- Exercise task -
Reproduce every line of the material below, but drop the pictures.

- Material -
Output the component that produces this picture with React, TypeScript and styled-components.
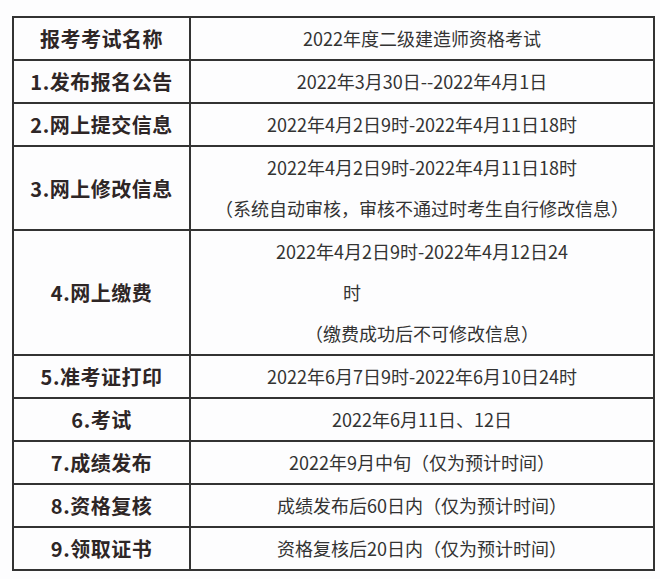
import styled, { createGlobalStyle } from "styled-components";

const GlobalStyle = createGlobalStyle`
  html, body {
    margin: 0;
    padding: 0;
    background: #ffffff;
  }
  body {
    font-family: "Noto Sans CJK SC", "Noto Sans", sans-serif;
  }
`;

const Page = styled.div`
  width: 660px;
  height: 579px;
  padding: 16px 0 0 12px;
  box-sizing: border-box;
  background: #fdfdfe;
`;

const Schedule = styled.table`
  width: 643px;
  border-collapse: collapse;
  table-layout: fixed;
`;

const Label = styled.td`
  width: 175px;
  border: 2px solid #333;
  padding: 0;
  text-align: center;
  vertical-align: middle;
  font-size: 20px;
  font-weight: 700;
  color: #2e2626;
  letter-spacing: 0.5px;
`;

const Value = styled.td`
  border: 2px solid #333;
  padding: 0;
  text-align: center;
  vertical-align: middle;
  font-size: 18px;
  font-weight: 400;
  color: #333;
`;

const Line = styled.div<{ $indent?: number }>`
  height: 41px;
  line-height: 41px;
  white-space: nowrap;
  text-align: ${(p) => (p.$indent ? "left" : "center")};
  padding-left: ${(p) => p.$indent ?? 0}px;
`;

type Step = {
  label: string;
  lines: { text: string; indent?: number }[];
};

const steps: Step[] = [
  { label: "报考考试名称", lines: [{ text: "2022年度二级建造师资格考试" }] },
  { label: "1.发布报名公告", lines: [{ text: "2022年3月30日--2022年4月1日" }] },
  { label: "2.网上提交信息", lines: [{ text: "2022年4月2日9时-2022年4月11日18时" }] },
  {
    label: "3.网上修改信息",
    lines: [
      { text: "2022年4月2日9时-2022年4月11日18时" },
      { text: "（系统自动审核，审核不通过时考生自行修改信息）" },
    ],
  },
  {
    label: "4.网上缴费",
    lines: [
      { text: "2022年4月2日9时-2022年4月12日24" },
      { text: "时", indent: 152 },
      { text: "（缴费成功后不可修改信息）" },
    ],
  },
  { label: "5.准考证打印", lines: [{ text: "2022年6月7日9时-2022年6月10日24时" }] },
  { label: "6.考试", lines: [{ text: "2022年6月11日、12日" }] },
  { label: "7.成绩发布", lines: [{ text: "2022年9月中旬（仅为预计时间）" }] },
  { label: "8.资格复核", lines: [{ text: "成绩发布后60日内（仅为预计时间）" }] },
  { label: "9.领取证书", lines: [{ text: "资格复核后20日内（仅为预计时间）" }] },
];

export default function App() {
  return (
    <>
      <GlobalStyle />
      <Page>
        <Schedule>
          <tbody>
            {steps.map((s) => (
              <tr key={s.label}>
                <Label>{s.label}</Label>
                <Value>
                  {s.lines.map((l, i) => (
                    <Line key={i} $indent={l.indent}>
                      {l.text}
                    </Line>
                  ))}
                </Value>
              </tr>
            ))}
          </tbody>
        </Schedule>
      </Page>
    </>
  );
}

- Solution to this task -
Output the component that produces this picture with React, TypeScript and styled-components.
import styled, { createGlobalStyle } from "styled-components";

const GlobalStyle = createGlobalStyle`
  html, body {
    margin: 0;
    padding: 0;
    background: #ffffff;
  }
  body {
    font-family: "Noto Sans CJK SC", "Noto Sans", sans-serif;
  }
`;

const Page = styled.div`
  width: 660px;
  height: 579px;
  padding: 16px 0 0 12px;
  box-sizing: border-box;
  background: #fdfdfe;
`;

const Schedule = styled.table`
  width: 643px;
  border-collapse: collapse;
  table-layout: fixed;
`;

const Label = styled.td`
  width: 175px;
  border: 2px solid #333;
  padding: 0;
  text-align: center;
  vertical-align: middle;
  font-size: 20px;
  font-weight: 700;
  color: #2e2626;
  letter-spacing: 0.5px;
`;

const Value = styled.td`
  border: 2px solid #333;
  padding: 0;
  text-align: center;
  vertical-align: middle;
  font-size: 18px;
  font-weight: 400;
  color: #333;
`;

const Line = styled.div<{ $indent?: number }>`
  height: 41px;
  line-height: 41px;
  white-space: nowrap;
  text-align: ${(p) => (p.$indent ? "left" : "center")};
  padding-left: ${(p) => p.$indent ?? 0}px;
`;

type Step = {
  label: string;
  lines: { text: string; indent?: number }[];
};

const steps: Step[] = [
  { label: "报考考试名称", lines: [{ text: "2022年度二级建造师资格考试" }] },
  { label: "1.发布报名公告", lines: [{ text: "2022年3月30日--2022年4月1日" }] },
  { label: "2.网上提交信息", lines: [{ text: "2022年4月2日9时-2022年4月11日18时" }] },
  {
    label: "3.网上修改信息",
    lines: [
      { text: "2022年4月2日9时-2022年4月11日18时" },
      { text: "（系统自动审核，审核不通过时考生自行修改信息）" },
    ],
  },
  {
    label: "4.网上缴费",
    lines: [
      { text: "2022年4月2日9时-2022年4月12日24" },
      { text: "时", indent: 152 },
      { text: "（缴费成功后不可修改信息）" },
    ],
  },
  { label: "5.准考证打印", lines: [{ text: "2022年6月7日9时-2022年6月10日24时" }] },
  { label: "6.考试", lines: [{ text: "2022年6月11日、12日" }] },
  { label: "7.成绩发布", lines: [{ text: "2022年9月中旬（仅为预计时间）" }] },
  { label: "8.资格复核", lines: [{ text: "成绩发布后60日内（仅为预计时间）" }] },
  { label: "9.领取证书", lines: [{ text: "资格复核后20日内（仅为预计时间）" }] },
];

export default function App() {
  return (
    <>
      <GlobalStyle />
      <Page>
        <Schedule>
          <tbody>
            {steps.map((s) => (
              <tr key={s.label}>
                <Label>{s.label}</Label>
                <Value>
                  {s.lines.map((l, i) => (
                    <Line key={i} $indent={l.indent}>
                      {l.text}
                    </Line>
                  ))}
                </Value>
              </tr>
            ))}
          </tbody>
        </Schedule>
      </Page>
    </>
  );
}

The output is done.